Retribution (2023) ☆ ☆

I have generally enjoyed Liam Neeson’s action film career since Taken.  He’s a rugged actor who can make even pedestrian scripts seem more important and involving than they really are.  Even his goofiest action films have elements of suspense, fun, irony or adrenaline that I appreciate.  As high concept thriller premises go, the one for Retribution is intriguing.  It’s just a shame that the film falters when it should have been smart and effective.

Nimród Antal’s film (the third international remake of a Spanish movie with the same title from 2015) has bank officer Matt Turner (Liam Neeson) trapped in a car with his two children by a mad bomber who has planted a bomb in that car, and framed him for murder.  It’s like Speed, but slower, and with a much smaller cast.  How will Turner extricate himself and clear his name?

This simple concept demands careful filmmaking to be plausible and convincing.  Let’s admit that the cinematography and sound designs for this story are excellent.  Technically the film works really well.  But the script fails in two ways.  First, it loses logic along the way, suggesting a way out for fooling the bomber and then not using the very weakness it suggests.  Second, the lack of communication between the characters, who communicate mostly with cell phones, is atrocious.  Turner is quiet, even recalcitrant, when he should be explaining things, and the police who surround him eventually flatly refuse to listen to him.  Like they know better.  On the other hand, the feeling that the police cannot be trusted is a potent reaction for both Matt and the audience, and works in the story’s favor.

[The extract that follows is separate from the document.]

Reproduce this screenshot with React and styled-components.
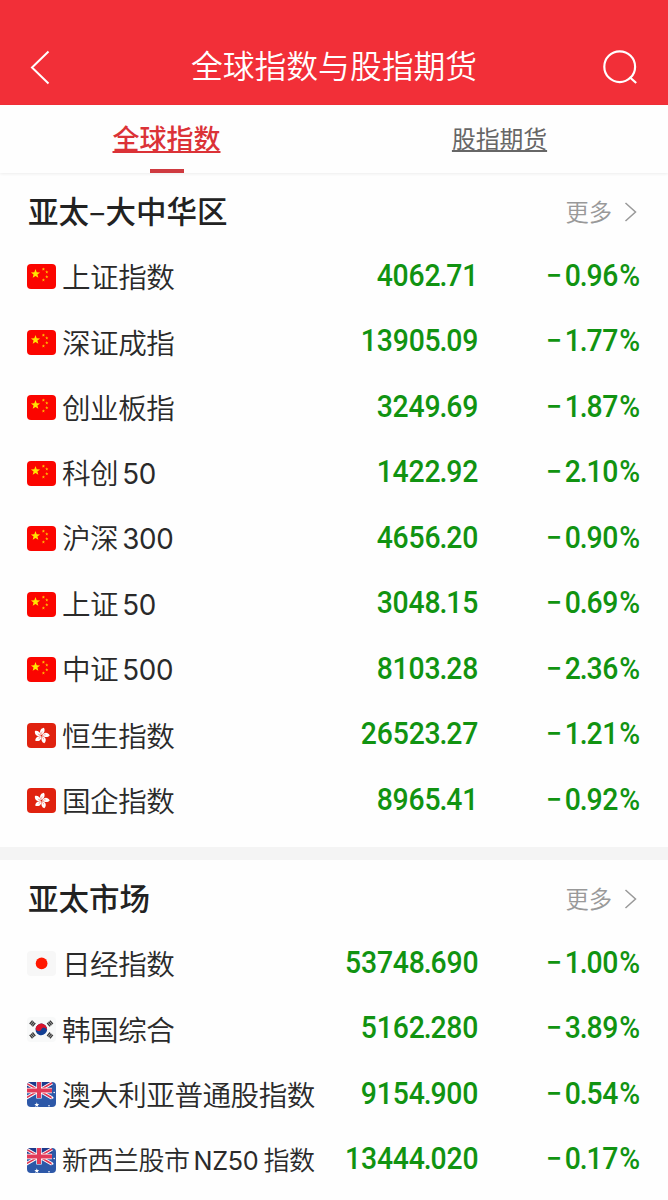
import React, { useState } from 'react';
import styled, { createGlobalStyle } from 'styled-components';

// --- Styled Components ---
const GlobalStyle = createGlobalStyle`
    * {
        box-sizing: border-box;
    }

    body {
        margin: 0;
        background-color: #fff;
        font-family: 'Noto Sans CJK SC', sans-serif;
        color: #2a2a2a;
    }
`;

const Page = styled.div`
    width: 668px;
    height: 1200px;
    overflow: hidden;
    background-color: #fefefe;
`;

const Header = styled.header`
    display: flex;
    align-items: center;
    justify-content: space-between;
    height: 105px;
    padding: 29px 30px 0;
    background-color: #f22f38;
    color: #fff;
`;

const HeaderTitle = styled.h1`
    margin: 0;
    padding-bottom: 6px;
    font-size: 31.8px;
    font-weight: 350;
    line-height: 40px;
`;

const IconButton = styled.button`
    display: flex;
    width: 35px;
    padding: 0;
    border: none;
    background: none;
    color: inherit;
    cursor: pointer;
`;

const TabBar = styled.nav`
    display: flex;
    height: 68px;
    padding-right: 2px;
    box-shadow: 0 1px 3px rgba(0, 0, 0, 0.07);
`;

const Tab = styled.button`
    flex: 1;
    display: flex;
    flex-direction: column;
    align-items: center;
    justify-content: space-between;
    padding: 13px 0 0;
    border: none;
    background: none;
    color: ${({ $active }) => ($active ? '#db3237' : '#666')};
    font-family: inherit;
    font-size: ${({ $active }) => ($active ? '27px' : '23.8px')};
    font-weight: ${({ $active }) => ($active ? 500 : 400)};
    line-height: 40px;
    cursor: pointer;
`;

const TabText = styled.span`
    text-decoration: underline;
    text-decoration-thickness: 1.5px;
    text-underline-offset: 2px;
    text-decoration-skip-ink: none;
`;

const TabMarker = styled.span`
    width: 34px;
    height: 4px;
    background-color: ${({ $active }) => ($active ? '#cf3a40' : 'transparent')};
`;

const Section = styled.section`
    padding: 0 28px 13.5px 27px;
    border-bottom: 13px solid #f4f4f4;
`;

const SectionHeader = styled.div`
    display: flex;
    align-items: center;
    justify-content: space-between;
    height: 71px;
    padding-top: 6px;
`;

const SectionTitle = styled.h2`
    margin: 0;
    padding: 0 0 3px 1px;
    font-size: 30.5px;
    font-weight: 500;
    line-height: 40px;
    color: #222;
`;

const MoreLink = styled.a`
    display: flex;
    align-items: center;
    gap: 12px;
    padding-right: 3px;
    color: #999;
`;

const MoreText = styled.span`
    padding-bottom: 1px;
    font-size: 23.3px;
    font-weight: 350;
    line-height: 34px;
`;

const Row = styled.div`
    display: grid;
    grid-template-columns: 35px 1fr 150px 163px;
    align-items: center;
    height: 65.5px;
`;

const Flag = styled.svg`
    display: block;
    width: 29px;
    height: 25px;
    border-radius: 4px;
`;

const IndexName = styled.span`
    padding-bottom: 1px;
    font-size: ${({ $compact }) => ($compact ? '26px' : '28.6px')};
    font-weight: 350;
    letter-spacing: -0.5px;
    line-height: 40px;
    white-space: nowrap;
`;

const Latin = styled.span`
    margin: 0 ${({ $inner }) => ($inner ? '5px' : '0')} 0 4px;
    font-family: Inter, sans-serif;
    font-size: 0.97em;
    font-weight: 400;
    letter-spacing: -0.3px;
`;

const Figure = styled.span`
    justify-self: end;
    padding-bottom: 2px;
    font-family: Roboto, sans-serif;
    font-size: 30.5px;
    font-weight: 500;
    letter-spacing: -0.2px;
    line-height: 40px;
    color: #119311;
    white-space: nowrap;
    transform: scaleX(0.93);
    transform-origin: right center;
`;

const ValueFigure = styled(Figure)`
    margin-right: -1px;
`;

const Point = styled.span`
    margin: 0 -1px;
`;

const Minus = styled.span`
    margin-right: 3px;
`;

const Percent = styled.span`
    margin-left: 1px;
`;

// --- Flags ---
const starPoints = (cx, cy, r) =>
    Array.from({ length: 10 }, (_, i) => {
        const radius = i % 2 ? r * 0.42 : r;
        const angle = (Math.PI / 5) * i - Math.PI / 2;
        return `${cx + radius * Math.cos(angle)},${cy + radius * Math.sin(angle)}`;
    }).join(' ');

const ChinaFlag = () => (
    <Flag viewBox="0 0 29 25">
        <rect width="29" height="25" fill="#fb0500" />
        <polygon points={starPoints(8.5, 9.9, 4.8)} fill="#ffe600" />
        {[[16.4, 5.2], [19.8, 8], [19.8, 12.8], [16.4, 16]].map(([x, y]) => (
            <polygon key={y} points={starPoints(x, y, 1.7)} fill="#ffc000" />
        ))}
    </Flag>
);

const HongKongFlag = () => (
    <Flag viewBox="0 0 29 25">
        <rect width="29" height="25" fill="#e0220f" />
        {[12, 84, 156, 228, 300].map(angle => (
            <g key={angle} transform={`translate(14.6 12.6) rotate(${angle})`}>
                <path d="M0-.6C-3.3-2.4-3.2-6.6.7-8.1C2.7-5.8 2.2-3 0-.6Z" fill="#fff" />
                <path d="M0-1.5Q-1-2.8-.2-4.2" fill="none" stroke="#e0220f" strokeWidth=".35" />
            </g>
        ))}
    </Flag>
);

const JapanFlag = () => (
    <Flag viewBox="0 0 29 25">
        <rect width="29" height="25" fill="#f7f7f7" />
        <circle cx="14.6" cy="12.4" r="5.9" fill="#ff1800" />
    </Flag>
);

const KoreaFlag = () => (
    <Flag viewBox="0 0 29 25">
        <rect width="29" height="25" fill="#f8f9f9" />
        {[[5.5, 6.5, -50], [23, 6.5, 50], [5.5, 18.4, 50], [23, 18.4, -50]].map(([x, y, angle]) => (
            <path
                key={`${x}-${y}`}
                transform={`translate(${x} ${y}) rotate(${angle})`}
                d="M-2.2-1.8h4.4M-2.2 0h4.4M-2.2 1.8h4.4"
                stroke="#3c3c3c"
                strokeWidth="1.4"
            />
        ))}
        <g transform="translate(14.3 12.4) rotate(25)">
            <circle r="5.8" fill="#123f94" />
            <path d="M-5.8 0A5.8 5.8 0 0 1 5.8 0A2.9 2.9 0 0 0 0 0A2.9 2.9 0 0 1-5.8 0Z" fill="#d9142c" />
        </g>
    </Flag>
);

const SouthernFlag = () => (
    <Flag viewBox="0 0 29 25">
        <rect width="29" height="25" fill="#2d58a8" />
        <path d="M0 0H25V8H0Z" fill="#1f3a8c" />
        <path d="M-1 1L25 16M25 1L-1 16" stroke="#fff" strokeWidth="3.4" />
        <path d="M-1 1L25 16M25 1L-1 16" stroke="#e03350" strokeWidth="1.6" />
        <path d="M12 0V16.5M0 8.5H25" stroke="#fff" strokeWidth="5.4" />
        <path d="M12 0V16M0 8.5H25" stroke="#e23a58" strokeWidth="4" />
        <polygon points={starPoints(9.8, 22.8, 2.6)} fill="#fff" />
        <circle cx="25.5" cy="15.7" r="1" fill="#fff" />
        <circle cx="22" cy="23.7" r=".8" fill="#fff" />
        <circle cx="27.2" cy="10.5" r=".8" fill="#fff" />
    </Flag>
);

const flags = {
    cn: ChinaFlag,
    hk: HongKongFlag,
    jp: JapanFlag,
    kr: KoreaFlag,
    au: SouthernFlag,
    nz: SouthernFlag
};

// --- Data ---
const tabs = ['全球指数', '股指期货'];

const sections = [
    {
        title: '亚太–大中华区',
        rows: [
            { flag: 'cn', name: '上证指数', value: '4062.71', change: '0.96' },
            { flag: 'cn', name: '深证成指', value: '13905.09', change: '1.77' },
            { flag: 'cn', name: '创业板指', value: '3249.69', change: '1.87' },
            { flag: 'cn', name: '科创50', value: '1422.92', change: '2.10' },
            { flag: 'cn', name: '沪深300', value: '4656.20', change: '0.90' },
            { flag: 'cn', name: '上证50', value: '3048.15', change: '0.69' },
            { flag: 'cn', name: '中证500', value: '8103.28', change: '2.36' },
            { flag: 'hk', name: '恒生指数', value: '26523.27', change: '1.21' },
            { flag: 'hk', name: '国企指数', value: '8965.41', change: '0.92' }
        ]
    },
    {
        title: '亚太市场',
        rows: [
            { flag: 'jp', name: '日经指数', value: '53748.690', change: '1.00' },
            { flag: 'kr', name: '韩国综合', value: '5162.280', change: '3.89' },
            { flag: 'au', name: '澳大利亚普通股指数', value: '9154.900', change: '0.54' },
            { flag: 'nz', name: '新西兰股市NZ50指数', value: '13444.020', change: '0.17', compact: true }
        ]
    }
];

const Decimal = ({ text }) => {
    const [whole, fraction] = text.split('.');
    return <>{whole}<Point>.</Point>{fraction}</>;
};

const IndexRow = ({ row }) => {
    const FlagIcon = flags[row.flag];
    const parts = row.name.split(/([A-Z0-9]+)/).filter(Boolean);

    return (
        <Row>
            <FlagIcon />
            <IndexName $compact={row.compact}>
                {parts.map((part, i) =>
                    /^[A-Z0-9]/.test(part)
                        ? <Latin key={part} $inner={i < parts.length - 1}>{part}</Latin>
                        : part
                )}
            </IndexName>
            <ValueFigure><Decimal text={row.value} /></ValueFigure>
            <Figure><Minus>−</Minus><Decimal text={row.change} /><Percent>%</Percent></Figure>
        </Row>
    );
};

const App = () => {
    const [activeTab, setActiveTab] = useState(tabs[0]);

    return (
        <Page>
            <GlobalStyle />
            <Header>
                <IconButton type="button">
                    <svg width="20" height="35" viewBox="0 0 20 35" fill="none" stroke="currentColor" strokeWidth="2">
                        <path d="M18.5 1.5L2 17.5L18.5 33.5" />
                    </svg>
                </IconButton>
                <HeaderTitle>全球指数与股指期货</HeaderTitle>
                <IconButton type="button">
                    <svg width="35" height="35" viewBox="0 0 35 35" fill="none" stroke="currentColor" strokeWidth="2.2">
                        <circle cx="16.7" cy="16.7" r="15.4" />
                        <path d="M26.5 27L33.2 33" />
                    </svg>
                </IconButton>
            </Header>
            <TabBar>
                {tabs.map(tab => (
                    <Tab key={tab} type="button" $active={tab === activeTab} onClick={() => setActiveTab(tab)}>
                        <TabText>{tab}</TabText>
                        <TabMarker $active={tab === activeTab} />
                    </Tab>
                ))}
            </TabBar>
            {sections.map(section => (
                <Section key={section.title}>
                    <SectionHeader>
                        <SectionTitle>{section.title}</SectionTitle>
                        <MoreLink>
                            <MoreText>更多</MoreText>
                            <svg width="13" height="20" viewBox="0 0 13 20" fill="none" stroke="currentColor" strokeWidth="1.5">
                                <path d="M1.5 1L11.5 10L1.5 19" />
                            </svg>
                        </MoreLink>
                    </SectionHeader>
                    {section.rows.map(row => (
                        <IndexRow key={row.name} row={row} />
                    ))}
                </Section>
            ))}
        </Page>
    );
};

export default App;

The other factor in the film’s favor is that it fooled me.  I did not guess the identity of the mad bomber, though there are clues.  I fell for the story’s gimmicks and red herrings.  That’s a good job on the filmmakers’ part.  But then they reveal the identity in the stupidest way possible, allowing Turner to finally take control of the situation.  The film’s final few minutes are almost absurd in how Matt Turner escapes an explosive fate and clears his name.  Now I’ve cleared things up so you won’t have to see it.  ☆ ☆.  31 August 2023.